Astrid is a married New Yorker earning $1,200,000 per year. Her annual tax bill is $550,000. She isn’t particularly focused on tax mitigation, but she’s passionate about her favorite charity: the Boys & Girls Club. Astrid wants to give six figures to charity each year, ideally in a relatively tax-efficient way. Astrid could sell $250,000 of her appreciated investments, pay $50,000 in taxes and donate the remaining $200,000, or she could directly donate $200,000 of stock to the DAF, have the DAF sell the stock tax free, and then the DAF could donate the money to the Boys & Girls Club! Using the DAF allows Astrid to avoid capital gains taxes. Of course, Astrid would have been better off personally if she had just kept the stock for herself. But given her philanthropic goals, gifting to a DAF may make sense for her.
Solar tax incentives are tax incentives that are designed to encourage renewable energy production. The current system was created by the Inflation Reduction Act, passed in 2022. There are two basic types of solar tax incentives: tax credits and depreciation.
The federal government provides Solar Investment Tax Credits (ITCs) equal to 30-70% of the cost of installation for any eligible project. These tax credits are some of the most valuable tax benefits available in any context, because they directly reduce income tax liability, not just a taxpayer’s taxable income. So, for example, if you put $100 into a solar project that qualifies for a tax credit equal to 40% of the amount contributed, you’ll receive $40 back from the government ($100 x 0.40).
The federal government, and most states, also provide generous depreciation deductions. While not as valuable as tax credits, depreciation is still quite valuable. For example, assume your federal marginal income tax rate is 37%, your state marginal income tax rate is 10%, and you purchase $100 of eligible solar projects that qualify for 40% ITCs. You will be able to depreciate the full $100 for state tax purposes. You will be able to depreciate only $80 for federal purposes because your federal depreciation basis will be reduced by one-half of the $40 of ITCs. As a result, you will save ~$40 from depreciation: $10 of state tax ($100 x 0.10) and about $30 of federal tax ($80 x 0.37). That’s on top of any savings from the solar tax credits themselves. You can estimate your potential returns here!

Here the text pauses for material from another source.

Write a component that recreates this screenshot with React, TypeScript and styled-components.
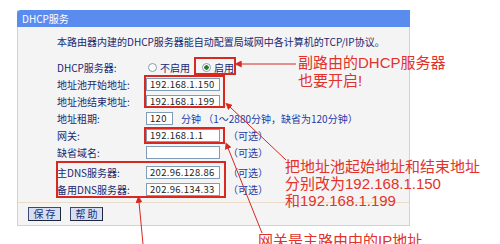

Gifting to Donor Advised Funds and taking advantage of solar tax incentives accomplish different things. DAFs allow donors to support charity while realizing modest tax benefits. Solar tax incentives are heavily tax advantaged but make less sense for people who are focused on charitable giving. When choosing between these two strategies, the key question is: What are you trying to accomplish? If your goal is primarily to support charity, then a DAF may make sense — though Charitable Remainder Unitrusts may be even more attractive. If your goal is simply to maximize tax savings, then solar tax incentives probably make more sense.
Gifting to Donor Advised Funds and taking advantage of solar tax incentives are both viable tax strategies, but they serve different objectives. Hopefully this article has given you a better idea of what each strategy entails, and whether one or the other might be a better fit.